How accurate were your predictions about the number of basis functions? Were all of the predictions of basis functions equally accurate or inaccurate?
How accurate were your predictions about CPU time? Were all of the predictions of CPU time equally accurate or inaccurate? Did the pattern of accuracy/inaccuracy fit what you thought? How so? Why or why not?
Which predictions of CPU time were most accurate? Why? Which ones were least accurate? Why? How could you have made these predictions more accurate without doing calculations on a molecule for which n is larger than what we have already done?
Predicting values for data points which are inside a set of data that you already have is called interpolation. Predicting values for data points which are outside the data you have is called extrapolation. From your experiment, which one do you think gives more accurate predictions in general? Discuss why there is a difference in accuracy between the two types of predictions.
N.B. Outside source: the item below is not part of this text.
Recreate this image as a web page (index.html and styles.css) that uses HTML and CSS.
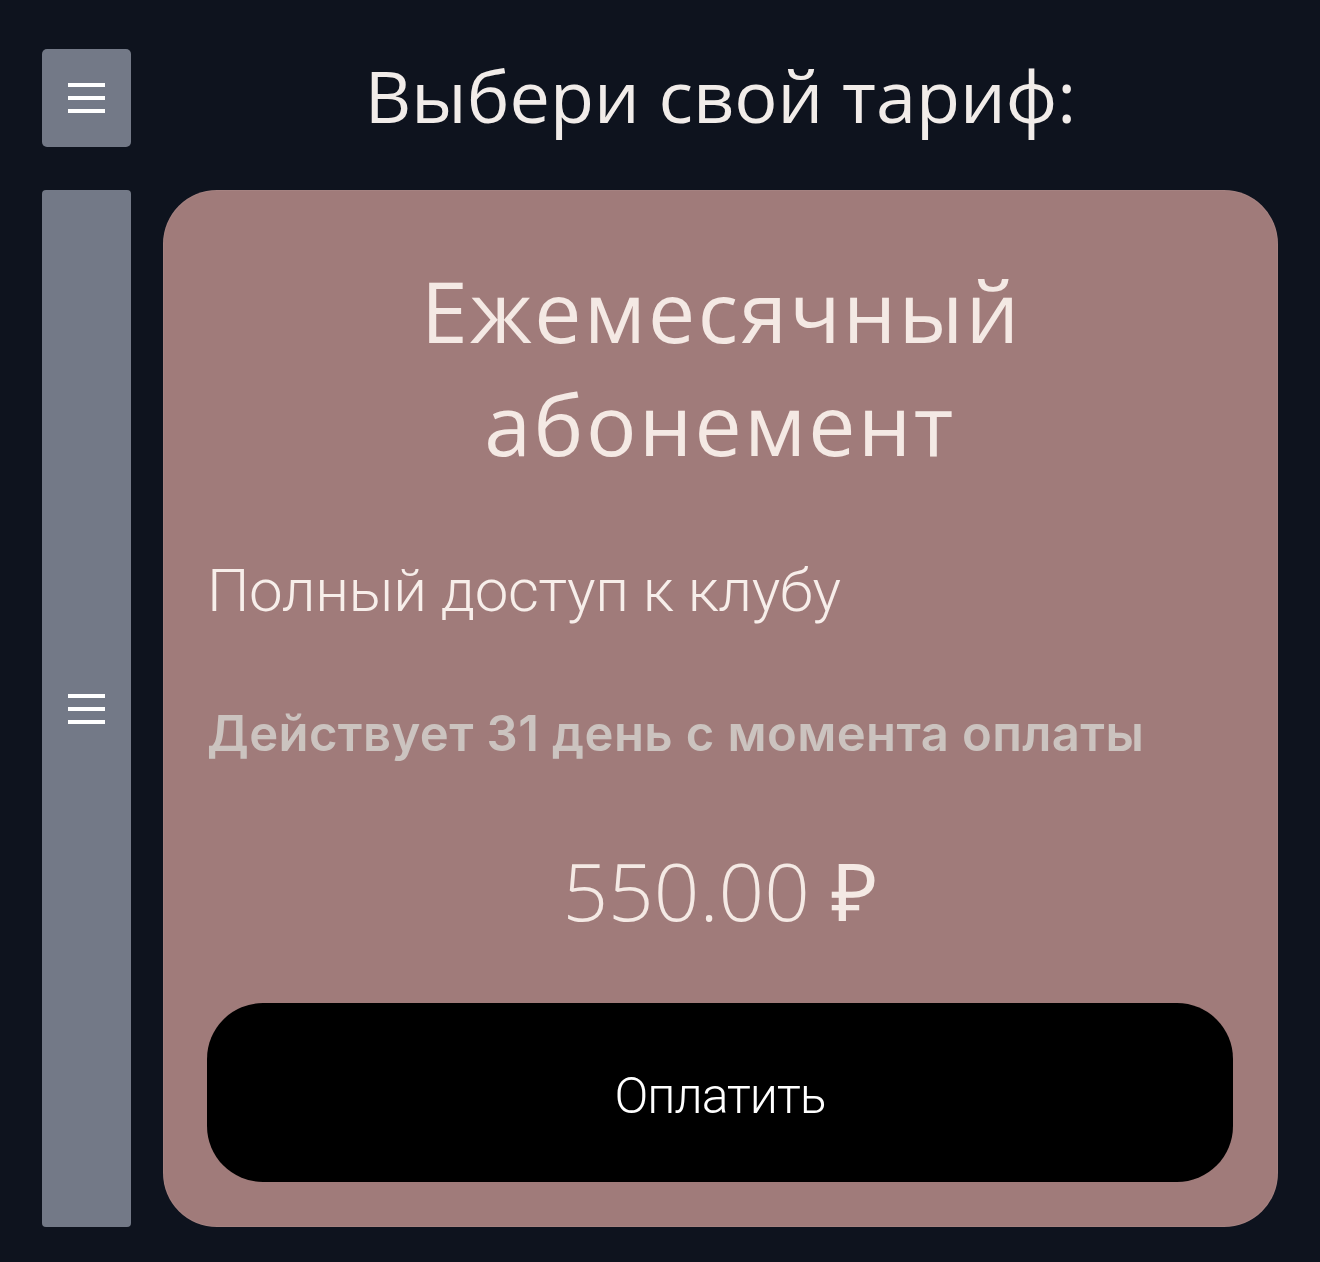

It may seem that a 6-31G* calculation would be more accurate because it is a larger basis set, but this is not true. Different kinds of results are more accurate in either 3-21G or 6-31G* calculations. Now, pretend that a computational chemist has come to you for advice. She is going to run several calculations on various sizes of alkanes using either 3-21G or 6-31G* basis set. However, she has a limited amount of time on the computer. What basis set would you tell her to use in order to minimze her computational time? If she can use different basis sets for different molecules, would you recommend a different basis set for large molecules than small ones? If so, decide what value of n is a "large" molecule. Discuss your recommendations and reasoning with your group and classmates.
If time permits, run the same calculations on similar molecules with other first-row elements instead of carbon. For example, build a molecule which contains three nitrogens with single bonds and as many hydrogens as needed. Run the geometry optimization and see if your formula for the number of basis sets depending on the atoms involved still fits. Replace Nc, the number of carbons, with Nfr, the number of first-row atoms. Does (a) need to be changed?